The Eurostar have upgraded since last year, they have a screen in the aisle now telling you about the journey. There are some attractive cartoon characters showing you how to go about stowing your luggage or plugging into wifi. These characters are wafer thin and mince down the aisle like ballet-dancers. The girl character who has hair the colour of raspberryade has poorly stowed her valise and the male character with his trim and trendy beard has a slight mishap. The minor accident brings the two together, as in some charming romcom moment. Another female character applies her seductive lipstick in a mirror on the back of the seat in front. In the next scene the girl with raspberryade hair is nimbly typing a document on her ultra slim laptop. All the cartoon characters are smart casual in a range of buoyant pastel.

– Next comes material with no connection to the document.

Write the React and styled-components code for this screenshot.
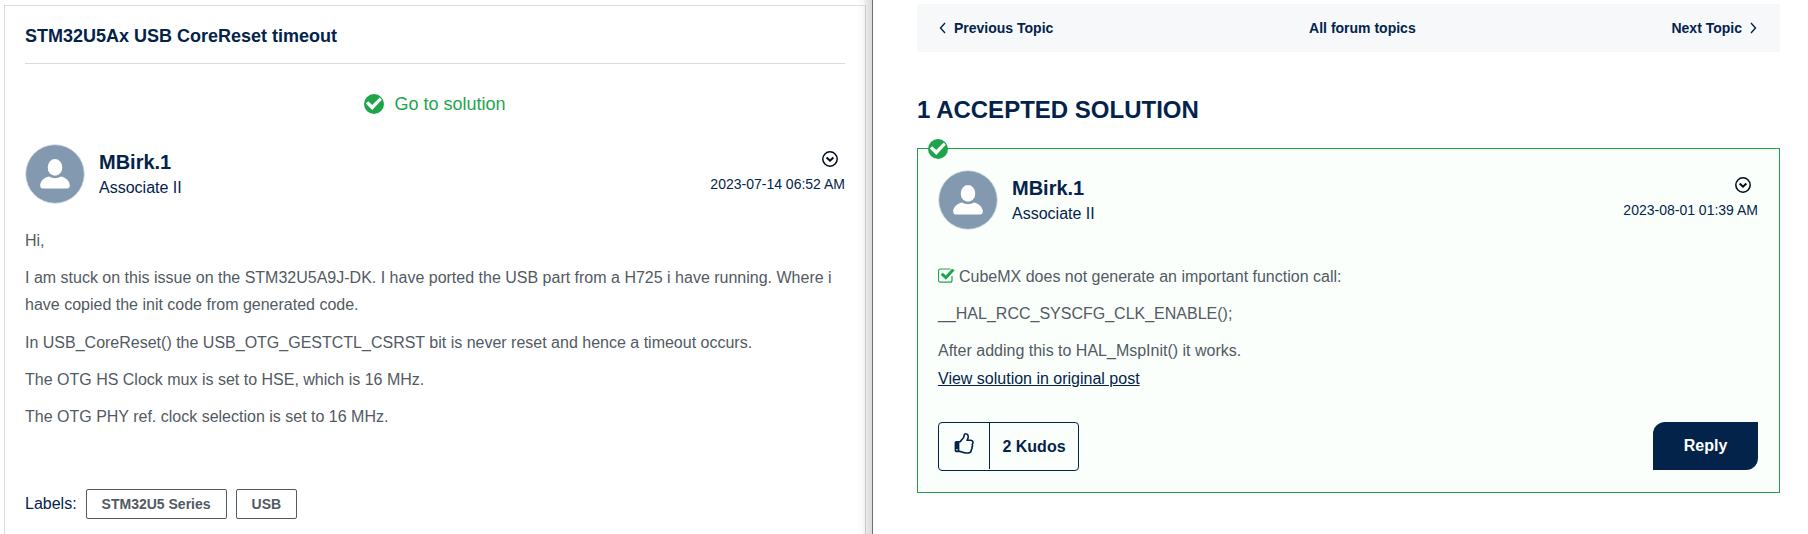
import React from 'react';
import styled, { createGlobalStyle } from 'styled-components';

const NAVY = '#03234b';
const GREEN = '#1ea54c';
const GREY = '#525a63';

const GlobalStyle = createGlobalStyle`
  *, *::before, *::after { box-sizing: border-box; }
  body {
    margin: 0;
    background: #fff;
    color: ${NAVY};
    font-family: Arial, "Liberation Sans", sans-serif;
    font-size: 16px;
    overflow: hidden;
  }
  p, h1, h2 { margin: 0; }
  svg { display: block; }
`;

const Page = styled.main`
  display: flex;
  width: 1808px;
  height: 534px;
  overflow: hidden;
`;

const QuestionPane = styled.section`
  flex: none;
  width: 873px;
  height: 534px;
  padding: 5px 6px 0 4px;
  border-right: 1px solid #6f6f6f;
  background: linear-gradient(to left, #dadada 0, #e9e9e9 6px, #f8f8f8 9px, #fff 16px);
`;

const QuestionCard = styled.article`
  height: 540px;
  padding: 0 20px;
  border: 1px solid #d8dbdf;
  border-right-color: #c9cbce;
`;

const TopicTitle = styled.h1`
  height: 58px;
  padding-top: 20px;
  border-bottom: 1px solid #d8dbdf;
  font-size: 18px;
  line-height: 20px;
`;

const SolutionLink = styled.a`
  display: flex;
  align-items: center;
  justify-content: center;
  gap: 10px;
  height: 20px;
  margin: 30px 0;
  color: ${GREEN};
  font-size: 18px;
  line-height: 20px;
`;

const Author = styled.header`
  display: flex;
  height: 60px;
`;

const AuthorText = styled.div`
  flex: 1;
  padding: 6px 0 0 14px;
`;

const AuthorName = styled.div`
  font-size: 20px;
  font-weight: bold;
  line-height: 24px;
`;

const AuthorRank = styled.div`
  padding-top: 2px;
  font-size: 16px;
  line-height: 24px;
`;

const PostMeta = styled.div`
  display: flex;
  flex-direction: column;
  align-items: flex-end;
  padding-top: 7px;
`;

const MenuIcon = styled.svg`
  margin-right: 7px;
`;

const PostDate = styled.time`
  padding-top: 9px;
  font-size: 14px;
  line-height: 16px;
`;

const PostBody = styled.div`
  padding-top: ${(p) => p.$top}px;
  color: ${GREY};
  line-height: 27.2px;

  p + p { margin-top: 10.2px; }
`;

const LabelRow = styled.div`
  display: flex;
  align-items: center;
  gap: 9px;
  margin-top: 58px;
  line-height: 30px;
`;

const Tag = styled.span`
  height: 30px;
  padding: 0 15px;
  border: 1px solid ${GREY};
  border-radius: 2px;
  color: ${GREY};
  font-size: 14px;
  font-weight: bold;
  line-height: 28px;
`;

const SolutionPane = styled.section`
  width: 863px;
  margin: 4px 0 0 44px;
`;

const TopicNav = styled.nav`
  display: flex;
  align-items: center;
  justify-content: space-between;
  height: 48px;
  padding: 0 23px 0 22px;
  background: #f6f8fa;
  font-size: 14px;
  font-weight: bold;
`;

const NavLink = styled.a`
  display: flex;
  align-items: center;
  gap: 8px;
`;

const SectionTitle = styled.h2`
  margin: 44px 0 24px;
  font-size: 24px;
  line-height: 28px;
`;

const SolutionCard = styled.article`
  position: relative;
  height: 345px;
  padding: 21px 21px 0 20px;
  border: 1px solid ${GREEN};
  background: #fbfffc;
`;

const AcceptedBadge = styled.span`
  position: absolute;
  top: -10px;
  left: 10px;
`;

const InlineCheck = styled.svg`
  display: inline-block;
  margin-right: 4px;
  vertical-align: -1px;
`;

const PostLink = styled.a`
  display: block;
  color: ${NAVY};
  text-decoration: underline;
`;

const Actions = styled.footer`
  display: flex;
  align-items: flex-start;
  justify-content: space-between;
  margin-top: 30px;
`;

const Kudos = styled.div`
  display: flex;
  width: 141px;
  height: 49px;
  border: 1px solid ${NAVY};
  border-radius: 4px;
`;

const KudosIcon = styled.span`
  display: flex;
  align-items: center;
  justify-content: center;
  width: 51px;
  height: 46px;
  padding-bottom: 4px;
  border-right: 1px solid ${NAVY};
`;

const KudosCount = styled.span`
  flex: 1;
  font-weight: bold;
  line-height: 47px;
  text-align: center;
`;

const ReplyButton = styled.button`
  width: 105px;
  height: 48px;
  padding: 0;
  border: 0;
  border-radius: 12px 0;
  background: ${NAVY};
  color: #fff;
  font: bold 16px/46px Arial, "Liberation Sans", sans-serif;
`;

const CheckCircle = () => (
  <svg width="20" height="20" viewBox="0 0 20 20">
    <circle cx="10" cy="10" r="10" fill={GREEN} />
    <path d="M1.800 9.500l2.400-2.200 4 3.800 7.500-7.600 2.200 2.300-9.700 10.200z" fill="#fff" />
  </svg>
);

const Avatar = () => (
  <svg width="60" height="60" viewBox="0 0 60 60">
    <circle cx="30" cy="30" r="29.3" fill="#8299b0" stroke="#d5dce4" strokeWidth="0.8" />
    <ellipse cx="30" cy="23.4" rx="7.3" ry="8.4" fill="#fff" />
    <path d="M24 32.500c4 2.300 8 2.300 12 0 5 1.300 8.800 4.500 8.800 9 0 1.900-1 2.900-2.600 2.900H17.800c-1.600 0-2.600-1-2.600-2.900 0-4.500 3.800-7.700 8.800-9z" fill="#fff" />
  </svg>
);

const OptionsMenu = () => (
  <MenuIcon width="16" height="16" viewBox="0 0 16 16" fill="none" stroke="#000b18">
    <circle cx="8" cy="8" r="7.2" strokeWidth="1.5" />
    <path d="M4.600 6.500L8 9.700l3.400-3.200" strokeWidth="2" />
  </MenuIcon>
);

const Chevron = ({ d }) => (
  <svg width="7" height="12" viewBox="0 0 7 12" fill="none" stroke={NAVY} strokeWidth="1.4">
    <path d={d} />
  </svg>
);

const ThumbUp = () => (
  <svg width="22.400" height="22.400" viewBox="0 0 1792 1792" fill={NAVY}>
    <path d="M384 1344q0-26-19-45t-45-19-45 19-19 45 19 45 45 19 45-19 19-45zm1152-576q0-51-39-89.5t-89-38.5h-352q0-58 48-159.5t48-160.5q0-98-32-145t-128-47q-26 26-38 85t-30.5 125.5-59.5 109.5q-22 23-77 91-4 5-23 30t-31.5 41-34.5 42.5-40 44-38.5 35.5-40 27-35.5 9h-32v640h32q13 0 31.5 3t33 6.5 38 11 35 11.5 35.5 12.5 29 10.5q211 73 342 73h121q192 0 192-167 0-26-5-56 30-16 47.5-52.5t17.5-73.5-18-69q53-50 53-119 0-25-10-55.5t-25-47.5q32-1 53.5-47t21.5-81zm128-1q0 89-49 163 9 33 9 69 0 77-38 144 3 21 3 43 0 101-60 178 1 139-85 219.5t-227 80.5h-129q-96 0-189.5-22.5t-216.5-65.5q-116-40-138-40h-288q-53 0-90.5-37.5t-37.5-90.5v-640q0-53 37.5-90.5t90.5-37.5h274q36-24 137-155 58-75 107-128 24-25 35.5-85.5t30.5-126.5 62-108q39-37 90-37 84 0 151 32.5t102 101.5 35 186q0 93-48 192h176q104 0 180 76t76 179z" />
  </svg>
);

function AuthorHeader({ date }) {
  return (
    <Author>
      <Avatar />
      <AuthorText>
        <AuthorName>MBirk.1</AuthorName>
        <AuthorRank>Associate II</AuthorRank>
      </AuthorText>
      <PostMeta>
        <OptionsMenu />
        <PostDate>{date}</PostDate>
      </PostMeta>
    </Author>
  );
}

export default function App() {
  return (
    <>
      <GlobalStyle />
      <Page>
        <QuestionPane>
          <QuestionCard>
            <TopicTitle>STM32U5Ax USB CoreReset timeout</TopicTitle>
            <SolutionLink>
              <CheckCircle />
              Go to solution
            </SolutionLink>
            <AuthorHeader date="2023-07-14 06:52 AM" />
            <PostBody $top={22.6}>
              <p>Hi,</p>
              <p>
                I am stuck on this issue on the STM32U5A9J-DK. I have ported the USB part from a H725 i have running.
                Where i have copied the init code from generated code.
              </p>
              <p>In USB_CoreReset() the USB_OTG_GESTCTL_CSRST bit is never reset and hence a timeout occurs.</p>
              <p>The OTG HS Clock mux is set to HSE, which is 16 MHz.</p>
              <p>The OTG PHY ref. clock selection is set to 16 MHz.</p>
            </PostBody>
            <LabelRow>
              Labels:
              <Tag>STM32U5 Series</Tag>
              <Tag>USB</Tag>
            </LabelRow>
          </QuestionCard>
        </QuestionPane>
        <SolutionPane>
          <TopicNav>
            <NavLink>
              <Chevron d="M6 1L1.500 6 6 11" />
              Previous Topic
            </NavLink>
            <NavLink>All forum topics</NavLink>
            <NavLink>
              Next Topic
              <Chevron d="M1 1l4.500 5L1 11" />
            </NavLink>
          </TopicNav>
          <SectionTitle>1 ACCEPTED SOLUTION</SectionTitle>
          <SolutionCard>
            <AcceptedBadge>
              <CheckCircle />
            </AcceptedBadge>
            <AuthorHeader date="2023-08-01 01:39 AM" />
            <PostBody $top={32.6}>
              <p>
                <InlineCheck width="17" height="15" viewBox="0 0 17 15">
                  <path d="M14 8v4.200a2 2 0 0 1-2 2H2.500a2 2 0 0 1-2-2V3a2 2 0 0 1 2-2h10" fill="none" stroke={GREEN} strokeWidth="1.200" />
                  <path d="M2.600 6.800l2.200-2.100 3 2.800 6.200-6.700 2.700 1.500-8.700 9.400z" fill={GREEN} />
                </InlineCheck>
                CubeMX does not generate an important function call:
              </p>
              <p>__HAL_RCC_SYSCFG_CLK_ENABLE();</p>
              <p>After adding this to HAL_MspInit() it works.</p>
              <PostLink>View solution in original post</PostLink>
            </PostBody>
            <Actions>
              <Kudos>
                <KudosIcon>
                  <ThumbUp />
                </KudosIcon>
                <KudosCount>2 Kudos</KudosCount>
              </Kudos>
              <ReplyButton>Reply</ReplyButton>
            </Actions>
          </SolutionCard>
        </SolutionPane>
      </Page>
    </>
  );
}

Needless to say, my journey is not quite like this. I compare the legroom on the monitor with my legs jammed against the seat in front, where a bulky seven year old is rocking backwards and forwards. The scene on the telly seems to be taking place in a half empty train (Eurotunnel would have been bankrupt years ago if that were true). We are all packed in and there isn’t a wafer thin body in sight. Not much raspberryade hair either; mostly grey, mousey, balding, some honey blond French women. The kids have nice hair but they are all fat. There are Japanese families like little military squadrons. At St Pancras I sat near a dad who said something that was spontaneously applauded by his offsprings as though the trip were a political convention. I search in vain for the mirror on the back of the seat promised in the video to check my travel face. There is none, just a black plastic mould that holds no pleasures. A heavy man walking down the aisle falls into a sleeping woman and wakes her up. This does not bring them together as the minor mishap of the video had promised. They do not know what language to try and speak and just scowl at each other. Why can’t people be more like cartoons?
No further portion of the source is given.